Portugal’s home sales rebound: 10.5% jump in 2025 — what buyers and investors must know

Portugal's property recovery: sales climbed, but momentum slowed
Property Portugal recorded a 10.5% rise in the number of homes sold in 2025, according to Eurostat’s bulletin published on 6 July. That jump places Portugal 10th out of 18 EU Member States included in the analysis. The figure is an important signal for buyers and investors, but it comes with a caveat: the pace of growth eased compared with 2024's uplift of +15.2%. In short, the market is recovering from the shock of 2023 but settling into a slower, more measured phase.
I start with the numbers because transaction volumes tell us about confidence, access to credit, and household capacity to buy — all central to any real estate investment decision in Portugal.
What the Eurostat data actually shows
Eurostat’s mid-2025 bulletin looked at 18 EU countries with comparable data. Key takeaways that matter for anyone watching the Portuguese market:
- Portugal: +10.5% year-on-year increase in homes sold in 2025.

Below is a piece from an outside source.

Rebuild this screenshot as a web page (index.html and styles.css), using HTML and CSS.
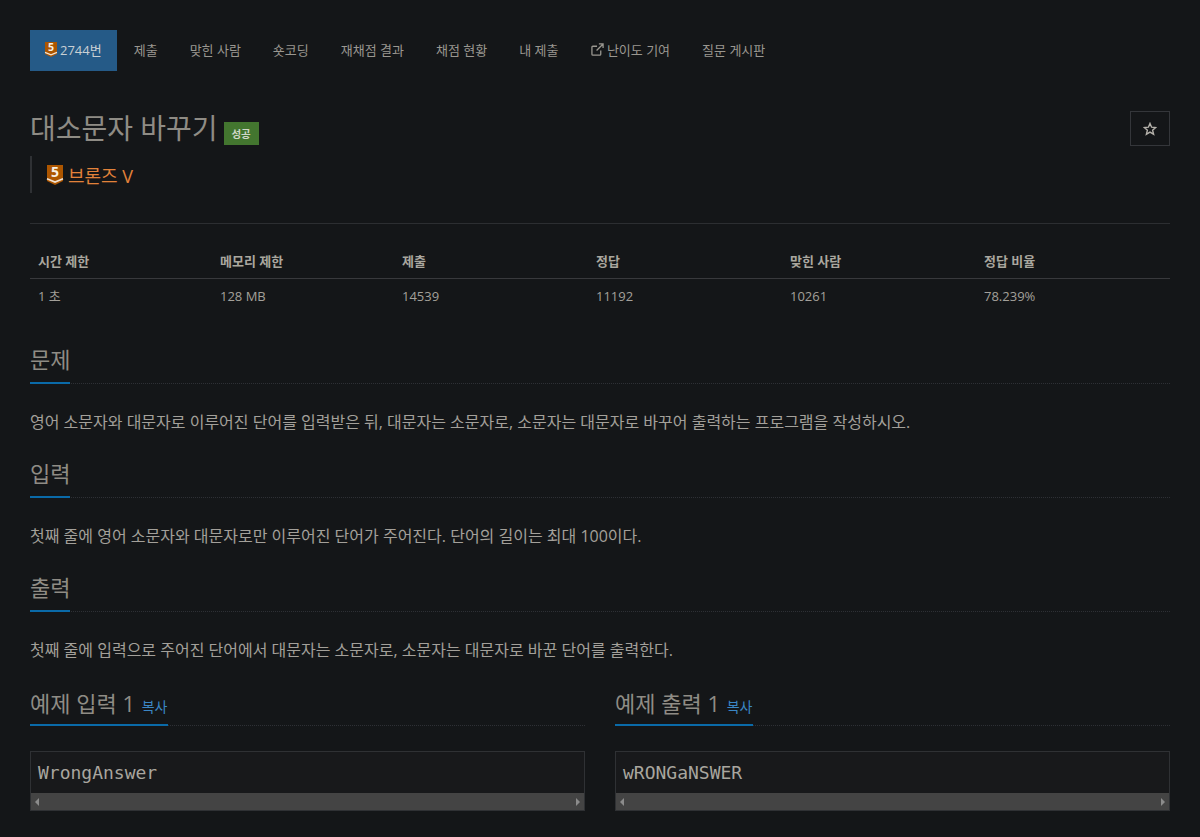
FILE: index.html
```html
<!DOCTYPE html>
<html lang="ko">
<head>
<meta charset="utf-8">
<title>대소문자 바꾸기</title>
<link rel="stylesheet" href="styles.css">
</head>
<body>
<nav class="tabs">
  <a class="tab active"><svg class="tier tier-sm" viewBox="0 0 12 15"><path class="tier-bg" d="M0 0H12V12L6 15L0 12Z"/><path class="tier-cut" d="M0 10.4L6 12.8L12 10.4" /><text x="6" y="9.2" class="tier-num">5</text></svg>2744번</a>
  <a class="tab">제출</a>
  <a class="tab">맞힌 사람</a>
  <a class="tab">숏코딩</a>
  <a class="tab">재채점 결과</a>
  <a class="tab">채점 현황</a>
  <a class="tab">내 제출</a>
  <a class="tab"><svg class="ext" viewBox="0 0 14 14"><path d="M10.5 8V12A1 1 0 0 1 9.5 13H2A1 1 0 0 1 1 12V4.5A1 1 0 0 1 2 3.5H6.5M8.5 1H13V5.5M13 1L6 8"/></svg>난이도 기여</a>
  <a class="tab">질문 게시판</a>
</nav>

<header class="title-row">
  <div class="title-main">
    <h1 class="title">대소문자 바꾸기</h1>
    <span class="badge">성공</span>
  </div>
  <button class="star" aria-label="즐겨찾기"><svg viewBox="0 0 14 14"><path d="M7 1.4L8.6 5.2L12.7 5.5L9.6 8.2L10.6 12.2L7 10.1L3.4 12.2L4.4 8.2L1.3 5.5L5.4 5.2Z"/></svg></button>
</header>

<blockquote class="tier-quote"><svg class="tier tier-lg" viewBox="0 0 12 15"><path class="tier-bg" d="M0 0H12V12L6 15L0 12Z"/><path class="tier-cut" d="M0 10.4L6 12.8L12 10.4"/><text x="6" y="9.2" class="tier-num">5</text></svg><span>브론즈 V</span></blockquote>

<hr class="rule">

<table class="stats">
  <thead>
    <tr><th class="c1">시간 제한</th><th class="c2">메모리 제한</th><th class="c3">제출</th><th class="c3">정답</th><th class="c3">맞힌 사람</th><th>정답 비율</th></tr>
  </thead>
  <tbody>
    <tr><td>1 초</td><td>128 MB</td><td>14539</td><td>11192</td><td>10261</td><td>78.239%</td></tr>
  </tbody>
</table>

<section class="section">
  <div class="head"><h2><span>문제</span></h2></div>
  <p>영어 소문자와 대문자로 이루어진 단어를 입력받은 뒤, 대문자는 소문자로, 소문자는 대문자로 바꾸어 출력하는 프로그램을 작성하시오.</p>
</section>
<section class="section">
  <div class="head"><h2><span>입력</span></h2></div>
  <p>첫째 줄에 영어 소문자와 대문자로만 이루어진 단어가 주어진다. 단어의 길이는 최대 100이다.</p>
</section>
<section class="section">
  <div class="head"><h2><span>출력</span></h2></div>
  <p>첫째 줄에 입력으로 주어진 단어에서 대문자는 소문자로, 소문자는 대문자로 바꾼 단어를 출력한다.</p>
</section>

<div class="samples">
  <section class="sample">
    <div class="head"><h2><span>예제 입력 1 <a class="copy">복사</a></span></h2></div>
    <div class="code"><pre>WrongAnswer</pre><div class="bar"><i class="arrow left"></i><i class="arrow right"></i></div></div>
  </section>
  <section class="sample">
    <div class="head"><h2><span>예제 출력 1 <a class="copy">복사</a></span></h2></div>
    <div class="code"><pre>wRONGaNSWER</pre><div class="bar"><i class="arrow left"></i><i class="arrow right"></i></div></div>
  </section>
</div>
</body>
</html>
```
FILE: styles.css
```css
* { box-sizing: border-box; }
html, body { height: 100%; }
body {
  margin: 0;
  padding: 30px 30px 0;
  background: #141618;
  color: #a3a09a;
  font-family: "Open Sans", "Noto Sans CJK KR", sans-serif;
  font-size: 14px;
  overflow: hidden;
}
.tabs { display: flex; height: 41px; }
.tab {
  display: flex;
  align-items: center;
  padding: 0 16px 2px;
  font-size: 13px;
  color: #9a9790;
  white-space: nowrap;
}
.tab.active { background: #255a87; color: #c9d0d4; padding: 0 15px 2px; margin-right: 1px; }
.tier { display: inline-block; flex: none; overflow: visible; }
.tier-sm { width: 12px; height: 15px; margin-right: 3px; }
.tier-lg { width: 16px; height: 20px; margin-right: 5px; }
.tier-bg { fill: #ad5600; }
.tier-cut { fill: none; stroke: #f2e4d2; stroke-width: 1.2; }
.tier-num { fill: #f7f0e6; font: 700 10.5px "Open Sans", sans-serif; text-anchor: middle; }
.ext { width: 13px; height: 13px; margin: 0 3px 0 .5px; fill: none; stroke: #9a9790; stroke-width: 1.4; }

.title-row { display: flex; justify-content: space-between; align-items: flex-start; margin-top: 40px; }
.title-main { display: flex; align-items: center; gap: 6px; height: 35px; }
.title { margin: 0; font-size: 28px; font-weight: 400; line-height: 35px; color: #8f8c85; }
.badge {
  margin-top: 10px;
  width: 35px;
  height: 23px;
  display: flex;
  align-items: center;
  justify-content: center;
  background: #43762f;
  color: #d0d6c8;
  font-size: 10.5px;
  font-weight: 700;
}
.star {
  width: 40px;
  height: 35px;
  padding: 0;
  background: transparent;
  border: 1px solid #34363a;
  display: flex;
  align-items: center;
  justify-content: center;
}
.star svg { width: 14px; height: 14px; fill: none; stroke: #b4b1aa; stroke-width: 1.4; }

.tier-quote {
  margin: 10px 0 0;
  height: 37px;
  padding-left: 15px;
  border-left: 2px solid #2f3134;
  display: flex;
  align-items: center;
  font-size: 18px;
  color: #e2823a;
}
.rule { margin: 30px 0 0; border: 0; border-top: 1px solid #2c2e31; }

.stats { width: 100%; border-collapse: collapse; table-layout: fixed; margin-top: 19px; font-size: 13px; }
.stats th { text-align: left; padding: 0 8px; height: 35px; font-weight: 700; color: #aaa79f; border-bottom: 1px solid #38393c; }
.stats td { padding: 0 8px; height: 35px; color: #a3a09a; }
.c1, .c2 { width: 182px; }
.c3 { width: 194px; }

.stats + .section { margin-top: 33px; }
.head { border-bottom: 1px dotted #2e3035; height: 38px; }
.head h2 { margin: 0; font-size: 22px; font-weight: 400; line-height: 30px; color: #8f8c85; height: 38px; }
.section .head h2 { line-height: 26px; }
.head h2 span { display: inline-block; height: 38px; border-bottom: 2px solid #0a6aa8; }
.section p { margin: 0; padding: 28px 0 0; height: 76px; font-size: 16px; line-height: 20px; color: #a3a09a; }

.samples { display: flex; gap: 30px; }
.sample { flex: 1; min-width: 0; }
.sample .head h2 span { padding-right: 1px; }
.copy { font-size: 14px; color: #3b86c4; margin-left: 1px; }
.code { margin-top: 25px; border: 1px solid #2f3134; background: #18191b; }
.code pre {
  margin: 0;
  height: 41px;
  padding: 9px 7px 0;
  font-family: "DejaVu Sans Mono", monospace;
  font-size: 18px;
  line-height: 24px;
  color: #a9a69f;
}
.bar { position: relative; height: 17px; background: #444; }
.arrow { position: absolute; top: 5px; width: 0; height: 0; border-top: 4px solid transparent; border-bottom: 4px solid transparent; }
.arrow.left { left: 4px; border-right: 4px solid #8c8c8c; }
.arrow.right { right: 4px; border-left: 4px solid #8c8c8c; }
```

- 2024 for Portugal: +15.2%, indicating faster growth the year before.
- 2023 shock: -19.8% drop in Portugal’s transactions, linked to higher mortgage rates and inflation.
- Among the 18 countries, the biggest increases in 2025 were Slovenia +29.9%, Lithuania +22.8% and Austria +21.4%.
- Three countries recorded declines in 2025: Croatia -4.1%, Bulgaria -2.5% and Poland -1.1%.
Eurostat emphasised that a broad recovery in transaction volumes began in 2024 after most markets contracted in 2023. That makes Portugal’s 2025 rise part of a regional pattern rather than an isolated boom.
Why 2023 was a breaking point and why 2024–25 show recovery
The 2023 downturn was pronounced across much of the EU. Portugal’s -19.8% fall in transactions came as mortgage interest rates climbed and inflation reduced purchasing power. Higher borrowing costs pushed many buyers to pause, while sellers adjusted price expectations and some developers slowed projects.
The rebound in 2024 and continued growth in 2025 reflect several interacting forces:
- Greater clarity on central bank direction and a slower pace of rate increases, which allowed some buyers to re-enter the market.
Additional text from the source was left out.